The Best Policy

Radical, Not Moderate

The Republican presidential debate revealed how alarmingly far right the mainstream GOP has shifted.

Republican presidential hopeful Michele Bachmann

The reaction to the first Republican presidential debate baffles me. Here you have the entire roster of candidates endorsing the new Republican orthodoxy—a Hooverism for the 21st century—and yet commentators are acting as though there is somehow a new moderation among the candidates. Even my own esteemed Slate colleague Jacob Weisberg penned a column headlined “Going Sane,” arguing that we are seeing a shift toward the middle among the Republican candidates.

If there is a shift to the middle, it is only because the new “middle” is yesterday’s far right.

Sure, there was a civility to the debate, a congeniality that was pleasant and soothing. But beneath that veneer, if you listened, you could hear the policies of the worst elements of the Republican Party over the past several decades—policies that once were fringe but have now become the mainstream Republican positions.

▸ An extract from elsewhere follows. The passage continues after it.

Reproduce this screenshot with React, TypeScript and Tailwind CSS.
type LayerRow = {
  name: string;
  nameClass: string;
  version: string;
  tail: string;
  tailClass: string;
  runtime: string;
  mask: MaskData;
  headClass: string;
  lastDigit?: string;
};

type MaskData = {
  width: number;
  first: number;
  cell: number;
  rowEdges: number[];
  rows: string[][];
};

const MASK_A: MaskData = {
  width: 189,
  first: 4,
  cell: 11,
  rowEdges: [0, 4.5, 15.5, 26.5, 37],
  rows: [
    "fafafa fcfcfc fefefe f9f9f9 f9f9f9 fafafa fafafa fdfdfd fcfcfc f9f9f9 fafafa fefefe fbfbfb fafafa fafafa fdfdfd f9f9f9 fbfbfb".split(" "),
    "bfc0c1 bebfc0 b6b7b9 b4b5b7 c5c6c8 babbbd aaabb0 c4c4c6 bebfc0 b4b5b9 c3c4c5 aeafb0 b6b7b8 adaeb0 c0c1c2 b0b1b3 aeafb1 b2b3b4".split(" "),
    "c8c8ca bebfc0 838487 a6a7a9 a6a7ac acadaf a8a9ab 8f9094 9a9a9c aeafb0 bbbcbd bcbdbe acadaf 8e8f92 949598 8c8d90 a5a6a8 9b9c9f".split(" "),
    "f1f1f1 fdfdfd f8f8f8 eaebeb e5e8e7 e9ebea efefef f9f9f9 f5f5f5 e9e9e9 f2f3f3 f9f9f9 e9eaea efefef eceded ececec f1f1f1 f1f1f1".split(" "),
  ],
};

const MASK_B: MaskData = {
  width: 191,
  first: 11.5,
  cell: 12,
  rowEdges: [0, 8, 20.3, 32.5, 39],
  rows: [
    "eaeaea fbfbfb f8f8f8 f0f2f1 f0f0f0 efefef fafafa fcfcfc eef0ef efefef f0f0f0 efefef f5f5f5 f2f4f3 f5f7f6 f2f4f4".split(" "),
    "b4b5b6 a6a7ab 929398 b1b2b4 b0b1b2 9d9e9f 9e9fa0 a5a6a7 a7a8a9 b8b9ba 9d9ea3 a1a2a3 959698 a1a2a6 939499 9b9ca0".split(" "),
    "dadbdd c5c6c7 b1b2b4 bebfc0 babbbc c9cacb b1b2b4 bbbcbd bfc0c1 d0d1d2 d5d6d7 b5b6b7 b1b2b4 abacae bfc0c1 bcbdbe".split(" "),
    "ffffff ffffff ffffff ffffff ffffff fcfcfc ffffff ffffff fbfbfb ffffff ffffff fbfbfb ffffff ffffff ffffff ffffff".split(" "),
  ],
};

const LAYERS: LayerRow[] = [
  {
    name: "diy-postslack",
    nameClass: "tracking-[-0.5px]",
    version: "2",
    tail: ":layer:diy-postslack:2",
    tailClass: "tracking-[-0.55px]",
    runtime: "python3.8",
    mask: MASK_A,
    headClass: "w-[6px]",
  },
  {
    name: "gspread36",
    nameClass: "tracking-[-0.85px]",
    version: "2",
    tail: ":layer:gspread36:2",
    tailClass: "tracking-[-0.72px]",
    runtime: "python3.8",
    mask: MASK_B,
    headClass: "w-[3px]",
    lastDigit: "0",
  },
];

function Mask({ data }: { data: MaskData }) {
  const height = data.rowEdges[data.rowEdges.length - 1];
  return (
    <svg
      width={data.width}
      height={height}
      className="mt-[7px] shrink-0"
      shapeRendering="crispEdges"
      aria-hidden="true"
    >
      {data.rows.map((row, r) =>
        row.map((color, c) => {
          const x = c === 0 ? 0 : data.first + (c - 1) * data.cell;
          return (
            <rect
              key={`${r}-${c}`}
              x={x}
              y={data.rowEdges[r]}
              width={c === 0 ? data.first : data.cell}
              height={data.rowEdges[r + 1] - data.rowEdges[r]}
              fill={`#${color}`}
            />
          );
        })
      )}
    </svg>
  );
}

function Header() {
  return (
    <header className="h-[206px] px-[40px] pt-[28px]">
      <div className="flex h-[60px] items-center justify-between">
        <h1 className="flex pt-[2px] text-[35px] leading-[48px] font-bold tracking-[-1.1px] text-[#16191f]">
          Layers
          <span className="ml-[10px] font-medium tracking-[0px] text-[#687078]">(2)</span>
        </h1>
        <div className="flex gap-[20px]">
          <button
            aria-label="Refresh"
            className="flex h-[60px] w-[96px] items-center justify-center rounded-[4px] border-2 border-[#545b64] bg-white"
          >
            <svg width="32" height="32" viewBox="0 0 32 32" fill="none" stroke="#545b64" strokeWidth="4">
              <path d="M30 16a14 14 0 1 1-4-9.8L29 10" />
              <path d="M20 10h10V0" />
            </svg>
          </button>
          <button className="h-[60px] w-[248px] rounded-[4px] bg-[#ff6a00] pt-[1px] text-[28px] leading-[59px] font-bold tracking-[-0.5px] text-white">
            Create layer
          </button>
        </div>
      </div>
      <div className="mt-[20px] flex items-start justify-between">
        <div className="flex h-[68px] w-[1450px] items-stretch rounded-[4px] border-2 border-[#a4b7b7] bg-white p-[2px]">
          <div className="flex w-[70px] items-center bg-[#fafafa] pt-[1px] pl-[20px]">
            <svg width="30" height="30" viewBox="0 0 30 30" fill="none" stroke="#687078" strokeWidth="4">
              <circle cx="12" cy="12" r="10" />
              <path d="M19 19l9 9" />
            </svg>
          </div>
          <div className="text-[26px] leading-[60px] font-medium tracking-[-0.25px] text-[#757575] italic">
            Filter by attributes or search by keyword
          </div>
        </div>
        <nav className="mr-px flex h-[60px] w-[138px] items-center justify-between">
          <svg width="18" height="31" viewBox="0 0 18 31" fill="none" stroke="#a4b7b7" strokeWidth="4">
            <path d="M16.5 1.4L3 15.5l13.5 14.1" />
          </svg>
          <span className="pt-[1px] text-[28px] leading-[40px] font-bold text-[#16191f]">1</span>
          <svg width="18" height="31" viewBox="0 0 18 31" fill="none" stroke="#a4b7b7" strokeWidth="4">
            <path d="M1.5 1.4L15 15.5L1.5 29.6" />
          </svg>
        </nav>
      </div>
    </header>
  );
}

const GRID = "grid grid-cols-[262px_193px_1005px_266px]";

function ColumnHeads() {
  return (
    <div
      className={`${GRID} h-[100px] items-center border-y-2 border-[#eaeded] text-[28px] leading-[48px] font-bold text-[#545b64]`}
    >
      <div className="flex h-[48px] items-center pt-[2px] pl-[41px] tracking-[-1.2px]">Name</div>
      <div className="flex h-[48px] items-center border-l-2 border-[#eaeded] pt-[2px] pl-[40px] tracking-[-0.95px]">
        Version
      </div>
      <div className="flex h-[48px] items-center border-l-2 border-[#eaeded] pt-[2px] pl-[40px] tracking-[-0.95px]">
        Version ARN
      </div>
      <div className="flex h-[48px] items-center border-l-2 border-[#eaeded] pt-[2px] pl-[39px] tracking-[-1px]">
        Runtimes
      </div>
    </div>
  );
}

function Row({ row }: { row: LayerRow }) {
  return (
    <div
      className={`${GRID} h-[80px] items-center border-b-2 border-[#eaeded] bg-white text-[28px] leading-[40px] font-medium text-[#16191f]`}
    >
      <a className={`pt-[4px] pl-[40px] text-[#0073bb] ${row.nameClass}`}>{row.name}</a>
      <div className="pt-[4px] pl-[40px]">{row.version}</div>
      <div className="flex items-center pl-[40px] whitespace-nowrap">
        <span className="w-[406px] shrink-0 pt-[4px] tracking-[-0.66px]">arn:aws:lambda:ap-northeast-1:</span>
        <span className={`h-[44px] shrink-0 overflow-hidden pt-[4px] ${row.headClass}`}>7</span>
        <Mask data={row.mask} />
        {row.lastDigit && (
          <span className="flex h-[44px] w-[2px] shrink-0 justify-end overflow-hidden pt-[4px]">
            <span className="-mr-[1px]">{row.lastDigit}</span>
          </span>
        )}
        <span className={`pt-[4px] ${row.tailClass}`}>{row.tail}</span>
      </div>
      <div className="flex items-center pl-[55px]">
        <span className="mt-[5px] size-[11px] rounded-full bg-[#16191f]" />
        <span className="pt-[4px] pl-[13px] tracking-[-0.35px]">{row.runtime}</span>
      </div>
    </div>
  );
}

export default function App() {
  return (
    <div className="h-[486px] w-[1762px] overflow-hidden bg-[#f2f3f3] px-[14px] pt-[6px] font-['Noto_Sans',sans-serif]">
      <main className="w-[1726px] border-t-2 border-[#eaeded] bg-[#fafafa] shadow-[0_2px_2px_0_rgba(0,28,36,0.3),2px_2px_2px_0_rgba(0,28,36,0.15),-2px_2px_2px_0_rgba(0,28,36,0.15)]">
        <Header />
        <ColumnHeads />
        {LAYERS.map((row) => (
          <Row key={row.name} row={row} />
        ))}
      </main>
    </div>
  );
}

There are three core examples of this: the cut-taxes/deregulation libertarian perspective that puts even greater faith in the magic of an unfettered private sector than it did before the economic cataclysm of 2007-08; a social conservatism that is hard line on same-sex marriage and abortion rights; and a newfound isolationism that is an overreaction to the adventurism and unilateralism of President George W. Bush.

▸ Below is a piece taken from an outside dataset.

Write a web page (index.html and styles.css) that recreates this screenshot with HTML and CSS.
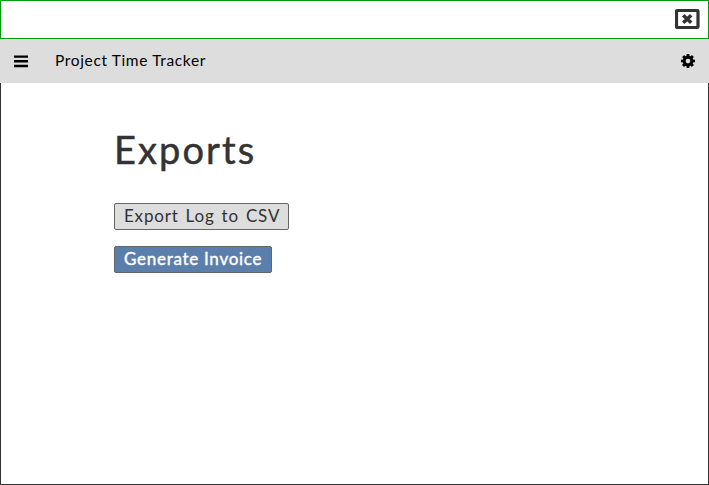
FILE: index.html
```html
<!DOCTYPE html>
<html lang="en">
<head>
<meta charset="utf-8">
<title>Project Time Tracker</title>
<link rel="stylesheet" href="styles.css">
</head>
<body>
<div class="window">
  <header class="titlebar">
    <svg class="close" width="26" height="22" viewBox="0 0 26 22">
      <rect x="1.5" y="2.5" width="21.500" height="17" rx="0.800" fill="none" stroke="#333" stroke-width="3.200"/>
      <path d="M8.200 7.200l8 7.600M16.200 7.200l-8 7.600" stroke="#333" stroke-width="3.500"/>
    </svg>
  </header>
  <nav class="toolbar">
    <svg class="menu" width="14" height="14" viewBox="0 0 14 14"><path d="M0 2.600h14M0 7.300h14M0 12h14" stroke="#000" stroke-width="2.400"/></svg>
    <span class="app-name">Project Time Tracker</span>
    <svg class="gear" width="14" height="14" viewBox="0 0 1536 1536"><path d="M1024 768q0-106-75-181t-181-75-181 75-75 181 75 181 181 75 181-75 75-181zm512-109v222q0 12-8 23t-20 13l-185 28q-19 54-39 91 35 50 107 138 10 12 10 25t-9 23q-27 37-99 108t-94 71q-12 0-26-9l-138-108q-44 23-91 38-16 136-29 186-7 28-36 28H657q-14 0-24.500-8.500T621 1506l-28-184q-49-16-90-37l-141 107q-10 9-25 9-14 0-25-11-126-114-165-168-7-10-7-23 0-12 8-23 15-21 51-66.500t54-70.500q-27-50-41-99L29 913q-13-2-21-12.500T0 877V655q0-12 8-23t19-13l186-28q14-46 39-92-40-57-107-138-10-12-10-24 0-10 9-23 26-36 98.500-107.500T337 135q13 0 26 10l138 107q44-23 91-38 16-136 29-186 7-28 36-28h222q14 0 24.500 8.500T915 30l28 184q49 16 90 37l142-107q9-9 24-9 13 0 25 10 129 119 165 170 7 8 7 22 0 12-8 23-15 21-51 66.500t-54 70.500q26 50 41 98l183 28q13 2 21 12.500t8 23.500z"/></svg>
  </nav>
  <main class="content">
    <h1 class="heading">Exports</h1>
    <button class="button export">Export Log to CSV</button>
    <button class="button primary">Generate Invoice</button>
  </main>
</div>
</body>
</html>
```
FILE: styles.css
```css
* { box-sizing: border-box; }
body { margin: 0; font-family: Lato, "Open Sans", sans-serif; }
svg { display: block; flex: none; }
.window { height: 485px; display: flex; flex-direction: column; background: #fff; }
.titlebar { height: 39px; border: 1px solid #009e0f; display: flex; justify-content: flex-end; align-items: flex-start; padding: 7px 7px 0 0; }
.toolbar { height: 44px; background: #ddd; color: #000; display: flex; align-items: center; padding: 0 14px; }
.app-name { margin: -2px auto 0 27px; font-size: 15.5px; line-height: 20px; letter-spacing: 0.64px; white-space: nowrap; }
.content { flex: 1; border: 1px solid #333; border-top: 0; padding: 42px 113px 0; display: flex; flex-direction: column; align-items: flex-start; }
.heading { margin: 0 0 30px; font-size: 38px; line-height: 48px; font-weight: 400; letter-spacing: 2.1px; -webkit-text-stroke: 0.5px; color: #333; }
.button { height: 27px; margin: 0 0 16px; padding: 0 0 1px 9px; border: 1px solid #666; border-radius: 2px; font-family: inherit; font-size: 17px; line-height: 24px; text-align: left; white-space: nowrap; }
.export { width: 175px; background: #ddd; color: #333; letter-spacing: 0.8px; word-spacing: 1.9px; }
.primary { width: 158px; background: #5b7fad; color: #fff; letter-spacing: 0.72px; -webkit-text-stroke: 0.4px; }
```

Consider the principles that virtually all the candidates swore allegiance to in this so-called moderate debate:

In the economic sphere, they propose to cut taxes once again for the rich, and to nearly eliminate taxes on capital gains, interest, and dividend payments. No matter that the economy and job market have only gotten worse since President Bush pushed down tax rates. They propose to repeal Dodd-Frank and Sarbanes-Oxley, as if overregulation was the cause of the Wall Street meltdown. They propose to eliminate most of the regulations that the EPA and other agencies have promulgated. And they swear to prevent any more bailouts or stimulus spending, as if the auto bailout failed.

They seek to repeal the New Deal, repeal Keynesian economics, repeal all that worked from the Great Depression until 2000: 70 years during which we created the middle class, the finest infrastructure in the world, and the greatest economy the world has ever known. This is radical, not moderate.

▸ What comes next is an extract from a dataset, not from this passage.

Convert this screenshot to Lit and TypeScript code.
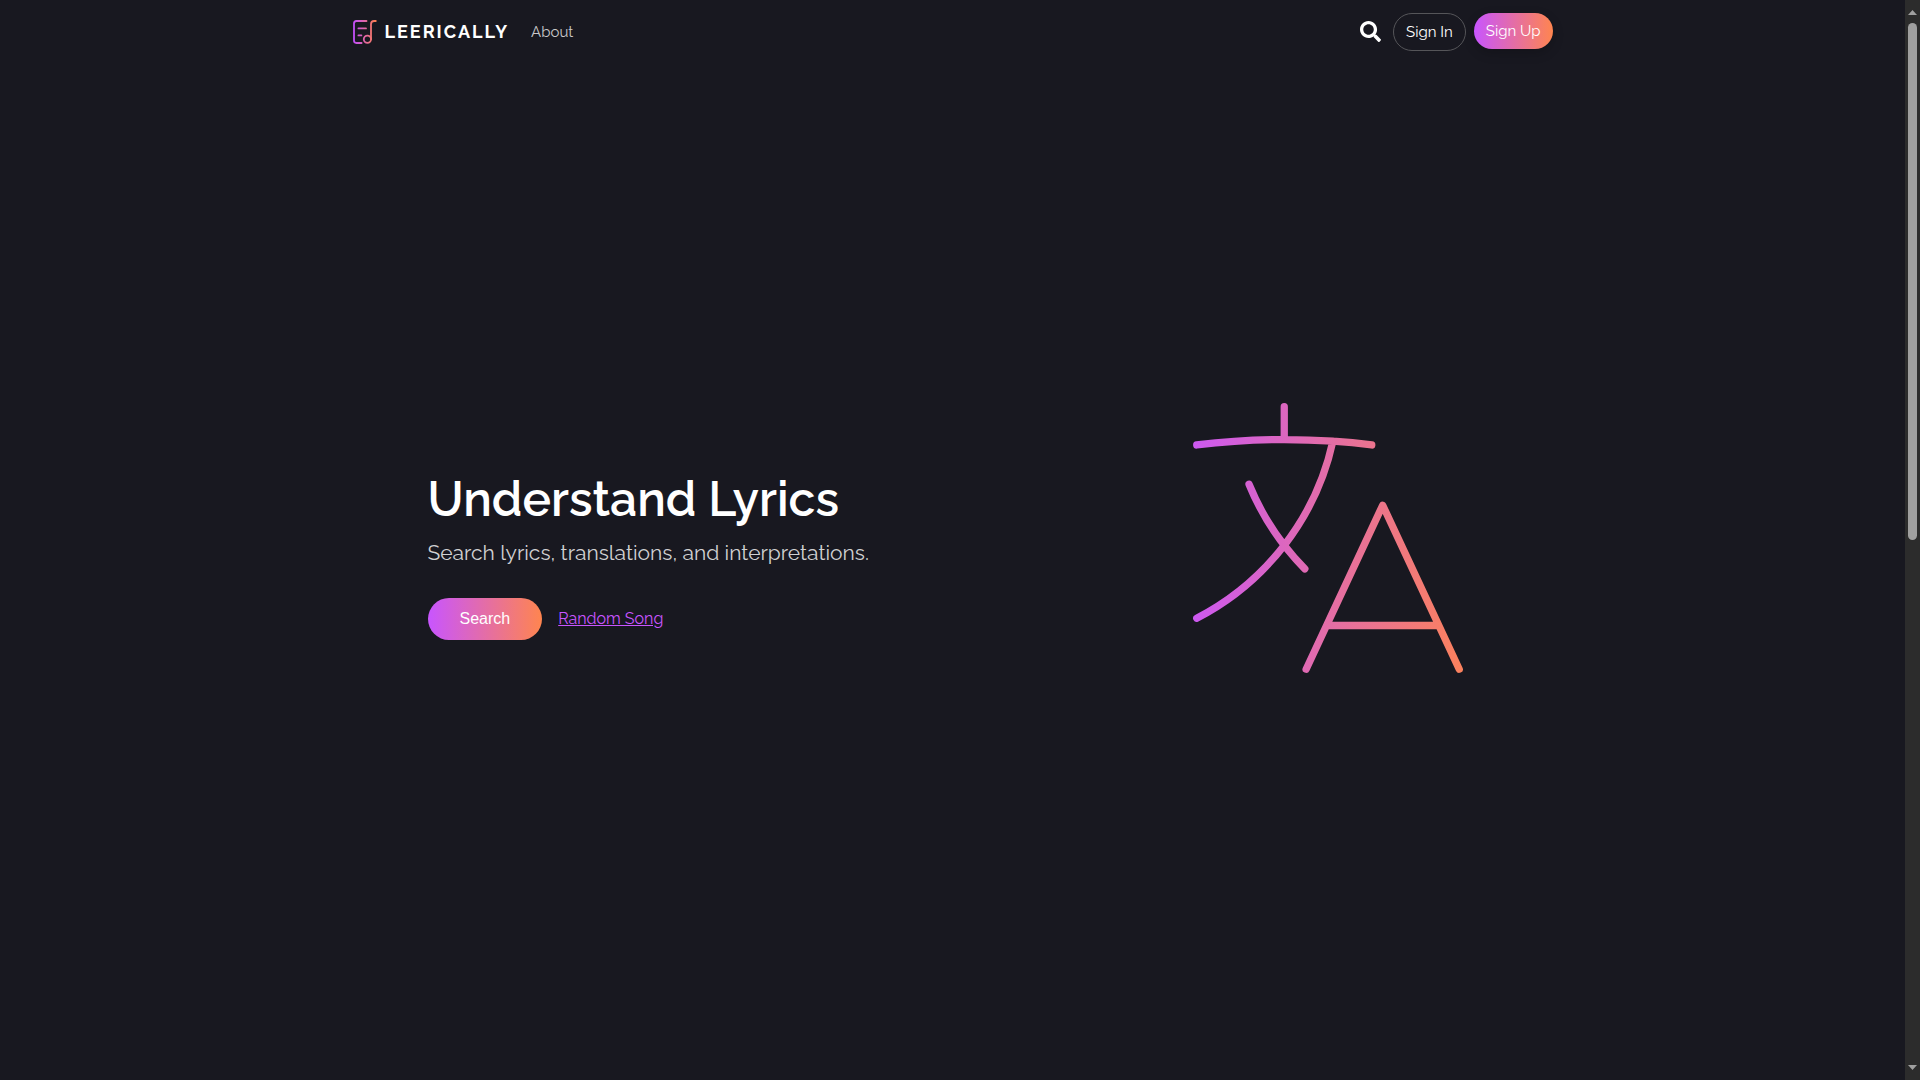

In the social sphere, the candidates expressed none of the “compassionate” conservatism that carried George W. Bush forward. On issues relating to marriage and choice, these free-market candidates implored the government to intervene in the private lives of citizens. This is radical, not moderate.

In foreign policy, they express an isolationism that is fascinating because it is completely antithetical to Republicans’ insistence on American exceptionalism. These candidates now seem focused exclusively on withdrawing into our tent and pretending the rest of the world is not there. This is radical, not moderate.

The constant rightward journey of the Republican Party since the days of Richard Nixon has been remarkable. For Romney at least, this embrace of conservative theology may be an effort to navigate through a dicey primary season dominated by Tea Party activists. But it is hard not to conclude that we are seeing the end of rational conservatism: the regulated market capitalism coupled with globalism that began with Eisenhower.

We face a presidential race in which the chasm between the parties will be as great as any I can recall since the battle between Lyndon Johnson and Barry Goldwater. I hope this bodes well for President Obama, and that his results will mirror those of Johnson in 1964. But part of me fears that the circumstances we face might permit us to lurch even further toward what was once the political fringe.